* _Raw data_:
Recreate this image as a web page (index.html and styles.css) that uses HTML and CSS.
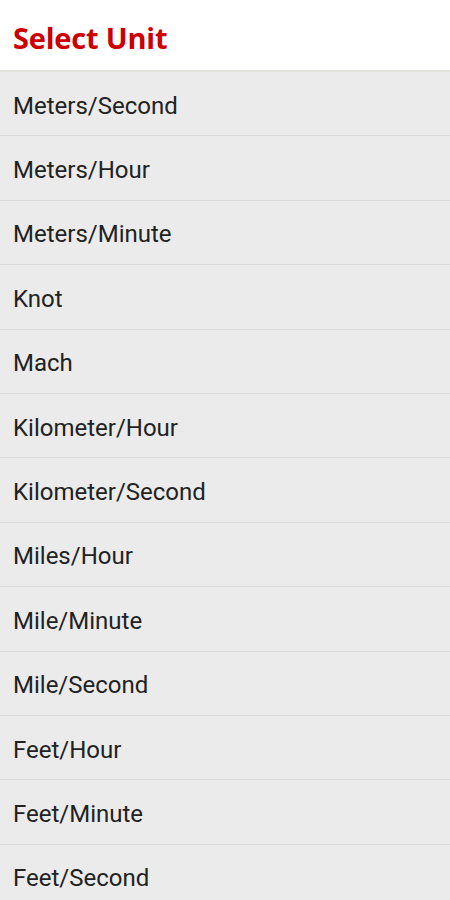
FILE: index.html
```html
<!DOCTYPE html>
<html lang="en">
<head>
  <meta charset="UTF-8">
  <meta name="viewport" content="width=device-width, initial-scale=1.0">
  <title>Select Unit</title>
  <link rel="stylesheet" href="styles.css">
</head>
<body>

  <header class="cabecalho">
    <h1>Select Unit</h1>
  </header>

  <ul class="lista-unidades">
    <li>Meters/Second</li>
    <li>Meters/Hour</li>
    <li>Meters/Minute</li>
    <li>Knot</li>
    <li>Mach</li>
    <li>Kilometer/Hour</li>
    <li>Kilometer/Second</li>
    <li>Miles/Hour</li>
    <li>Mile/Minute</li>
    <li>Mile/Second</li>
    <li>Feet/Hour</li>
    <li>Feet/Minute</li>
    <li>Feet/Second</li>
  </ul>

</body>
</html>
```

FILE: styles.css
```css
body {
  margin: 0;
  font-family: Roboto, "Noto Sans", sans-serif;
  background: #ebebeb;
  overflow: hidden;
}
.cabecalho {
  box-sizing: border-box;
  height: 72px;
  background: #fff;
  border-bottom: 2px solid #e2e2dc;
  display: flex;
  align-items: center;
  padding: 4px 13px 0;
}
.cabecalho h1 {
  margin: 0;
  font-family: "Open Sans", sans-serif;
  font-weight: 700;
  font-size: 29px;
  color: #cc0000;
  letter-spacing: -0.2px;
}
.lista-unidades {
  list-style: none;
  margin: 0;
  padding: 0;
}
.lista-unidades li {
  box-sizing: border-box;
  height: 64.4px;
  display: flex;
  align-items: center;
  padding: 4px 13px 0;
  font-size: 24px;
  color: #222;
  border-bottom: 1.5px solid #dadada;
}
```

* _Exercise requirements_: Using the material above, return every line exactly as it appears, minus the pictures.

* _Written response_:
Recreate this image as a web page (index.html and styles.css) that uses HTML and CSS.
FILE: index.html
```html
<!DOCTYPE html>
<html lang="en">
<head>
  <meta charset="UTF-8">
  <meta name="viewport" content="width=device-width, initial-scale=1.0">
  <title>Select Unit</title>
  <link rel="stylesheet" href="styles.css">
</head>
<body>

  <header class="cabecalho">
    <h1>Select Unit</h1>
  </header>

  <ul class="lista-unidades">
    <li>Meters/Second</li>
    <li>Meters/Hour</li>
    <li>Meters/Minute</li>
    <li>Knot</li>
    <li>Mach</li>
    <li>Kilometer/Hour</li>
    <li>Kilometer/Second</li>
    <li>Miles/Hour</li>
    <li>Mile/Minute</li>
    <li>Mile/Second</li>
    <li>Feet/Hour</li>
    <li>Feet/Minute</li>
    <li>Feet/Second</li>
  </ul>

</body>
</html>
```

FILE: styles.css
```css
body {
  margin: 0;
  font-family: Roboto, "Noto Sans", sans-serif;
  background: #ebebeb;
  overflow: hidden;
}
.cabecalho {
  box-sizing: border-box;
  height: 72px;
  background: #fff;
  border-bottom: 2px solid #e2e2dc;
  display: flex;
  align-items: center;
  padding: 4px 13px 0;
}
.cabecalho h1 {
  margin: 0;
  font-family: "Open Sans", sans-serif;
  font-weight: 700;
  font-size: 29px;
  color: #cc0000;
  letter-spacing: -0.2px;
}
.lista-unidades {
  list-style: none;
  margin: 0;
  padding: 0;
}
.lista-unidades li {
  box-sizing: border-box;
  height: 64.4px;
  display: flex;
  align-items: center;
  padding: 4px 13px 0;
  font-size: 24px;
  color: #222;
  border-bottom: 1.5px solid #dadada;
}
```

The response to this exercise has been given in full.